Choose Tax Saver FD If,

  • You want to reduce your tax liability and have investible surplus beyond your immediate needs.

  • You don't need the money for five years and prefer absolutely safe investments as compared to ELSS mutual funds or want earlier withdrawal as compared to PPF.

  • You have exhausted other 80C options like EPF, life insurance and home loan principal, but still have unused deduction limit.

Choose Normal FD If

  • You need flexibility and possibly require funds in an emergency.

  • You are saving for specific goals with timelines shorter than five years. Say like a vacation, wedding or car purchase.

  • If needed you want to opt for a loan against your FD.
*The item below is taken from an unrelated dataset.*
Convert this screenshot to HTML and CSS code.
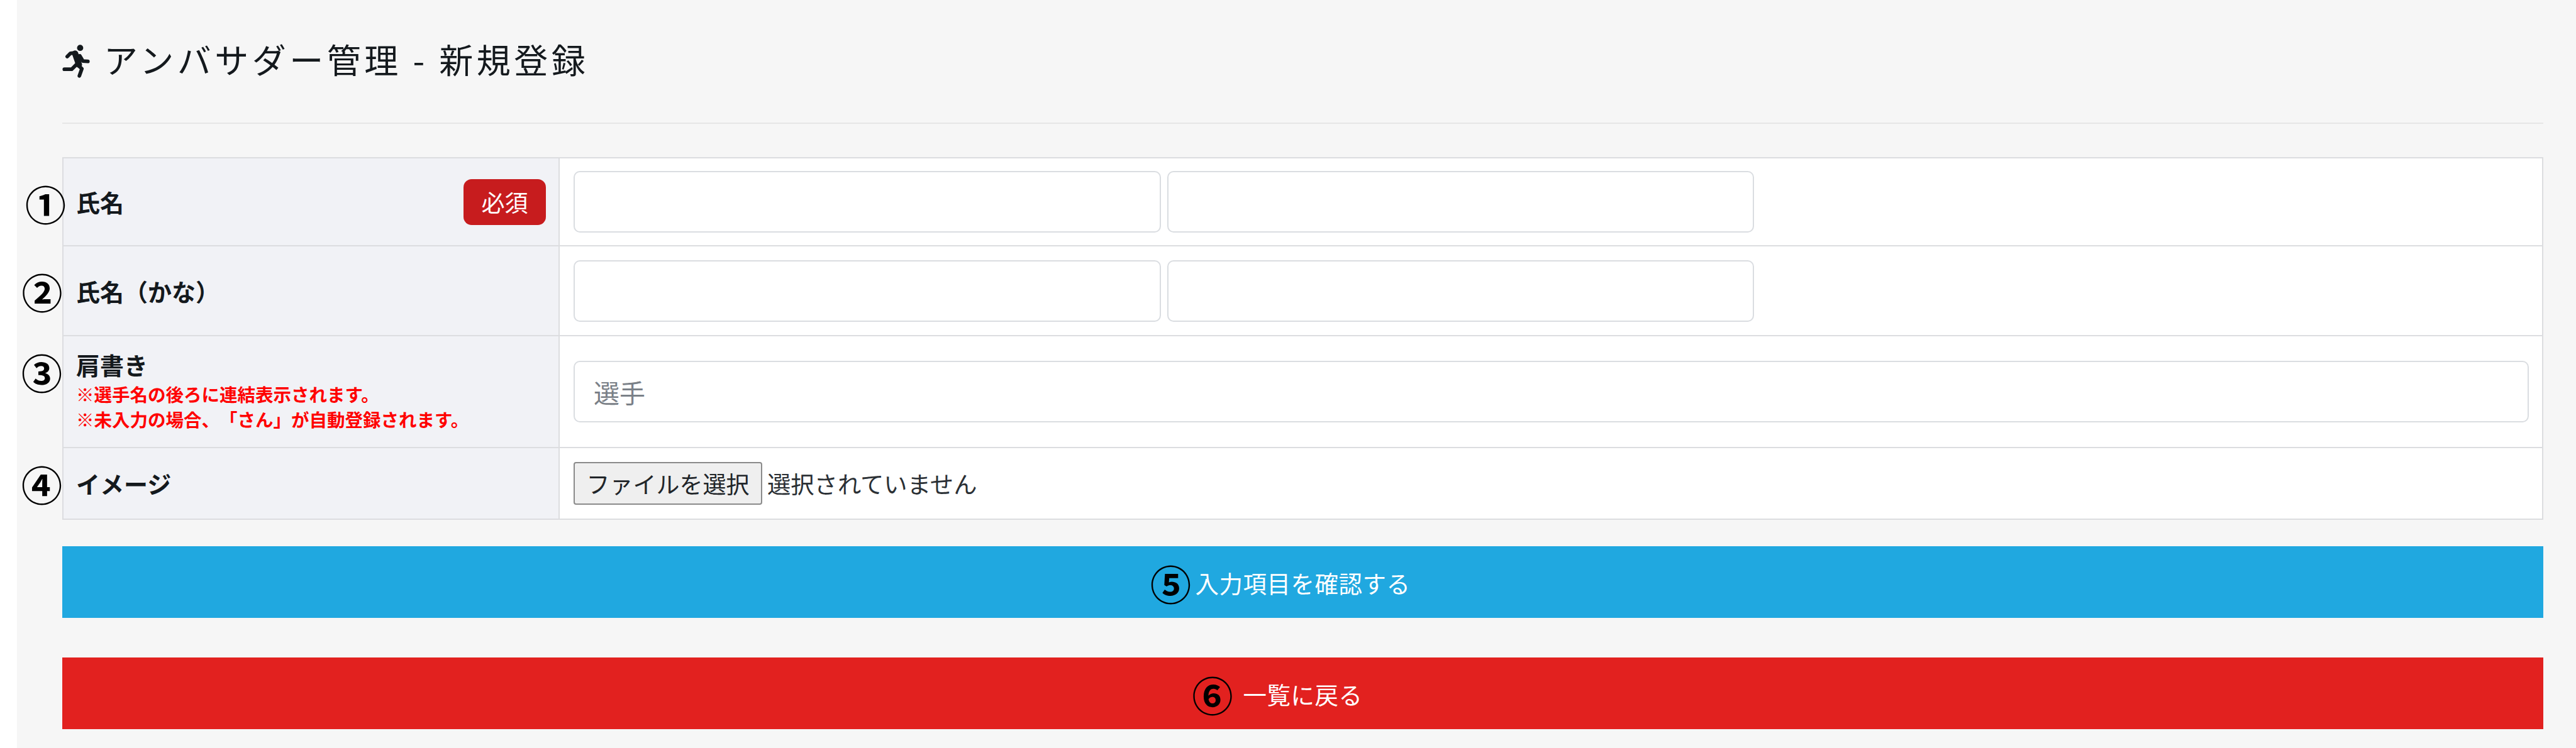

  • For better interest rate scenarios and liquidity, you want to create multiple FD s with different tenure.

Can You Have Both?

Yes, you can. Many investors use Tax Saver FDs to claim tax deductions and park additional funds in Normal FDs for flexibility. This balanced approach offers tax benefits without compromising liquidity entirely.

Important Considerations

Remember, although Tax Saver FDs reduce taxable income, the interest earned is still taxable. Banks deduct (tax deducted at source)TDS if your interest income exceeds ₹40,000 annually (₹50,000 for senior citizens).

If tax saving is your primary goal, compare Tax Saver FDs with other 80C options. ELSS mutual funds also offer tax deductions with only 3-year lock-in and also yield higher returns, though with market risk.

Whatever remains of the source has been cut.